**Aim**: In the listing below, locate the lines that hold "React" and copy them.

** Begin **

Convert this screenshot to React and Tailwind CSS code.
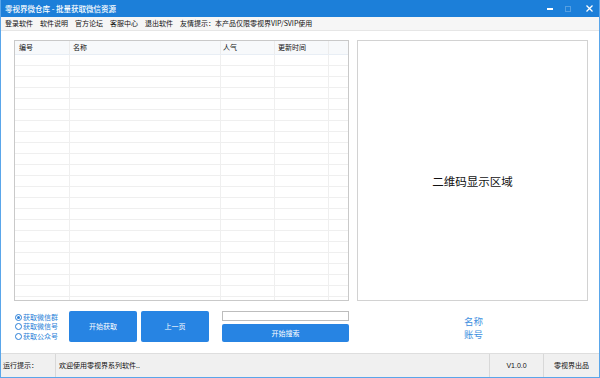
import React from "react";

const font = { fontFamily: '"Noto Sans CJK SC", "Noto Sans", sans-serif' };

export default function App() {
  const rows = Array.from({ length: 22 });
  return (
    <div
      className="w-[600px] h-[378px] bg-white flex flex-col border-x border-b border-[#5aa6ea] overflow-hidden"
      style={font}
    >
      {/* Title bar */}
      <div className="h-[17px] shrink-0 bg-[#1c7fd9] flex items-center justify-between pl-[4px] pr-[6px]">
        <span className="text-white text-[7.5px] leading-none font-medium">零视界微仓库 - 批量获取微信资源</span>
        <div className="flex items-center gap-[12px]">
          <div className="w-[6px] h-[1.5px] bg-white mt-[1px]" />
          <div className="w-[6px] h-[6px] border border-white/25" />
          <svg width="7" height="7" viewBox="0 0 7 7" className="ml-[3px]">
            <path d="M0.5 0.5 L6.5 6.5 M6.5 0.5 L0.5 6.5" stroke="white" strokeWidth="1.3" />
          </svg>
        </div>
      </div>
      {/* Menu bar */}
      <div className="h-[14px] shrink-0 bg-[#f6f6f6] border-b border-[#e6e6e6] flex items-center gap-[7px] pl-[4px] text-[7px] leading-none text-[#111]">
        <span>登录软件</span>
        <span>软件说明</span>
        <span>官方论坛</span>
        <span>客服中心</span>
        <span>退出软件</span>
        <span>友情提示：本产品仅限零视界VIP/SVIP使用</span>
      </div>

      {/* Main */}
      <div className="flex-1 flex flex-col pt-[9px] pl-[13px] pr-[10px]">
        <div className="flex gap-[8px]">
          {/* Table */}
          <div className="w-[335px] h-[261px] border border-[#c9c9c9] flex flex-col overflow-hidden">
            <div className="h-[14px] shrink-0 flex bg-[#f7f9fb] border-b border-[#e8eef5] text-[7px] leading-none text-[#111]">
              <div className="w-[55px] border-r border-[#ececec] flex items-center pl-[4px]">编号</div>
              <div className="w-[151px] border-r border-[#ececec] flex items-center pl-[3px]">名称</div>
              <div className="w-[54px] border-r border-[#ececec] flex items-center pl-[2px]">人气</div>
              <div className="w-[54px] border-r border-[#ececec] flex items-center pl-[3px]">更新时间</div>
              <div className="flex-1" />
            </div>
            {rows.map((_, i) => (
              <div key={i} className="h-[11px] shrink-0 flex border-b border-[#efefef]">
                <div className="w-[55px] border-r border-[#efefef]" />
                <div className="w-[151px] border-r border-[#efefef]" />
                <div className="w-[54px] border-r border-[#efefef]" />
                <div className="w-[54px] border-r border-[#efefef]" />
                <div className="flex-1" />
              </div>
            ))}
            <div className="flex-1 flex">
              <div className="w-[55px] border-r border-[#efefef]" />
              <div className="w-[151px] border-r border-[#efefef]" />
              <div className="w-[54px] border-r border-[#efefef]" />
              <div className="w-[54px] border-r border-[#efefef]" />
              <div className="flex-1" />
            </div>
          </div>
          {/* QR area */}
          <div className="w-[231px] h-[261px] border border-[#d2d2d2] flex items-center justify-center pt-[22px]">
            <span className="text-[11.5px] leading-none text-[#111]">二维码显示区域</span>
          </div>
        </div>

        {/* Controls */}
        <div className="flex mt-[10px] h-[31px]">
          <div className="w-[55px] flex flex-col justify-center gap-[2.5px] pl-[1px] text-[7px] leading-none text-[#2a7fd8]">
            <div className="flex items-center gap-[1px]">
              <div className="w-[7px] h-[7px] rounded-full border border-[#2a7fd8] flex items-center justify-center">
                <div className="w-[3px] h-[3px] rounded-full bg-[#2a7fd8]" />
              </div>
              <span>获取微信群</span>
            </div>
            <div className="flex items-center gap-[1px]">
              <div className="w-[7px] h-[7px] rounded-full border border-[#2a7fd8]" />
              <span>获取微信号</span>
            </div>
            <div className="flex items-center gap-[1px]">
              <div className="w-[7px] h-[7px] rounded-full border border-[#2a7fd8]" />
              <span>获取公众号</span>
            </div>
          </div>
          <button className="w-[68px] h-[31px] bg-[#2784e3] rounded-[2px] text-white text-[7px] leading-none flex items-center justify-center">
            开始获取
          </button>
          <button className="ml-[4px] w-[68px] h-[31px] bg-[#2784e3] rounded-[2px] text-white text-[7px] leading-none flex items-center justify-center">
            上一页
          </button>
          <div className="ml-[13px] w-[127px] flex flex-col">
            <div className="h-[10px] border border-[#bdbdbd] bg-white" />
            <button className="mt-[3px] h-[18px] bg-[#2784e3] rounded-[2px] text-white text-[7px] leading-none flex items-center justify-center">
              开始搜索
            </button>
          </div>
          <div className="ml-[9px] w-[231px] flex flex-col items-center justify-center gap-[3px] pt-[3px] text-[9.5px] leading-none text-[#3d8fe0]">
            <span>名称</span>
            <span>账号</span>
          </div>
        </div>
      </div>

      {/* Status bar */}
      <div className="h-[24px] shrink-0 bg-[#f0f0f0] border-t border-[#dedede] flex text-[7px] leading-none text-[#111]">
        <div className="w-[55px] border-r border-[#d8d8d8] flex items-center pl-[2px]">运行提示：</div>
        <div className="flex-1 border-r border-[#d8d8d8] flex items-center pl-[3px]">欢迎使用零视界系列软件..</div>
        <div className="w-[54px] border-r border-[#d8d8d8] flex items-center justify-center" style={{ fontFamily: '"Liberation Sans", sans-serif' }}>
          V1.0.0
        </div>
        <div className="w-[55px] flex items-center justify-center">零视界出品</div>
      </div>
    </div>
  );
}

** End **

**Response to the task**:
Convert this screenshot to React and Tailwind CSS code.
import React from "react";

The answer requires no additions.